Welcome! » Log In » Create A New Profile

display URL source

Posted by notromda 
display URL source
October 22, 2008 10:46PM

I'd like to change A tags to display both the src url and the text somehow, whether by showing it all at once, or even calling a jquery plugin as a tooltip. Is there an easy way to set this up?

Re: display URL source
October 22, 2008 10:49PM

So, if you want to use JavaScript for the task, you don't need HTML Purifier at all; after loading the page, use jQuery to grab all A tags in the page and add the appropriate behavior (you can filter on class to only do this to user links or something).

If you want HTML Purifier to do this, it would certainly be possible, but it would have to be coded. It actually wouldn't be that complicated. Would you be interested in helping? I can get you setup and tell you what you need to do.

Re: display URL source
October 22, 2008 11:51PM

Sorry, let me explain more. I just added HTML Purifier to Maia Mailguard, to sanitize email when displaying it to the end user. Since we're displaying spam, I consider it the one of the most hostile of all inputs HTML Purifier may see. :) I configured it to block all URL's, but otherwise has a default install so far. The results have been just wonderful; it's impossible to slip in tracking images or trick the user into going someplace bad, at least not through our interface. But we had just one complaint, in that it completely removes the actual url from links, so it may be hard to discern a scam message from a legit one - it may be only one url that was changed from a copy of a legit message.

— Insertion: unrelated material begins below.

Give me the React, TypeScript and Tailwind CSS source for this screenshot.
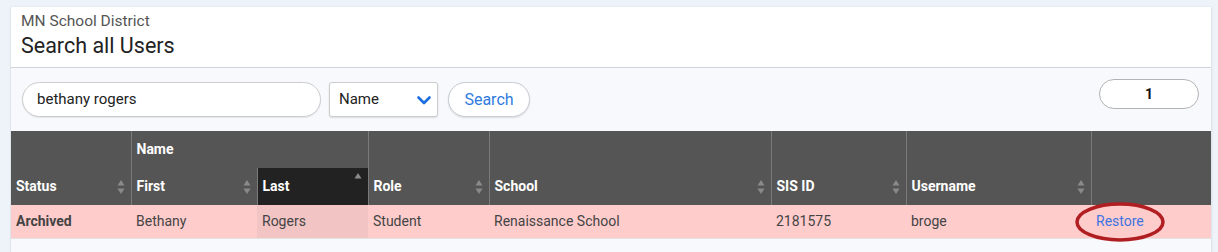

So I'd like to continue all the safety the HTML Purifier provides, but have some way to still *see* what url the link otherwise pointed to.

It could be just by changing

<a href="foo">bar</a>

to

bar (foo)

Or I could even envision rewriting it to allow for a jquery script to put it in a tooltip:

<a class="HelpTipAnchor">bar</a>
<span class="HelpTip">foo</span>

(A jquery call later looks for the classes and does the tooltip magic)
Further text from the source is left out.